A Calderón Problem for the Dirac operator with chiral boundary conditions
Carlos Valero
TL;DR
This work develops a Calderón-type inverse problem for the Dirac operator with chiral boundary conditions on a spin manifold with boundary, introducing the boundary conjugation map $\Theta_{g,A,m}$ as a first-order boundary data operator. The authors show $\Theta_{g,A,m}$ is a pseudodifferential operator of order 0 whose principal symbol encodes the boundary metric up to conformal equivalence, and whose lower-order symbols recover the normal derivatives of the metric and unitary connection, thereby determining the boundary Taylor series of $(g,A)$ under suitable nondegeneracy conditions (notably $n\ge3$, $m\neq0$, and $m^2$ not in the Dirichlet spectrum of $D_A^2$).

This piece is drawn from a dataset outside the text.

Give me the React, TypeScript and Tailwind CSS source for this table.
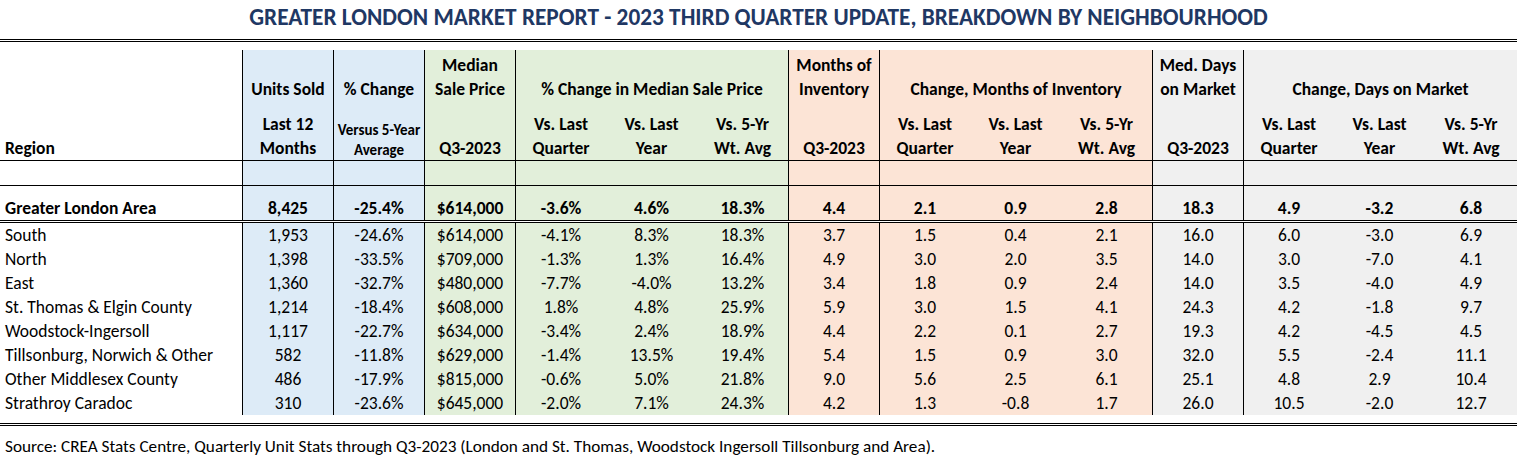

In the real-analytic setting, they prove recovery of the entire manifold, twisted spinor bundle, and connection from $\Theta_{g,A,m,\mathscr{U}}$, up to a flat line bundle obstruction $L$ that encodes possible spin-structure twists; with extra hypotheses this obstruction is trivial and global gauge equivalence follows. For $n=2$, analogous boundary-determination and reconstruction results hold without the auxiliary bundle in the stated regime. The approach hinges on relating $\Theta$ to the Dirichlet-to-Neumann map for $D_A^2-m^2$, performing detailed symbol calculus, and leveraging Green's kernels to realize a global analytic reconstruction. The results extend the Calderón program to first-order Dirac operators and contribute a robust framework for recovering geometric and gauge data from boundary spinor information.
Abstract
We consider on a spin manifold with boundary a Dirac operator $D_A$ with chiral boundary conditions, twisted by a unitary connection $A$. When $m$ is not in the chiral spectrum of $D_A$, we define an analogue of the Dirichlet-to-Neumann map for the Dirac equation $D_A - m$, which we call the boundary conjugation map, and show that it is a pseudodifferential operator of order $0$ on the boundary. We show that in dimension greater than 2, its symbol determines the Taylor series of the metric and connection modulo gauge on the boundary when $m \neq 0$ and $m^2$ is not in the Dirichlet spectrum of $D_A^2$. We go on to show that a real-analytic Riemannian manifold and twisted spinor bundle with twisted spin connection can be recovered from its boundary conjugation map. Under further hypotheses, one can recover the unitary connection up to global gauge equivalence and the complex spinor bundles. Similar results hold in dimension $2$ when the auxiliary bundle and connection are absent.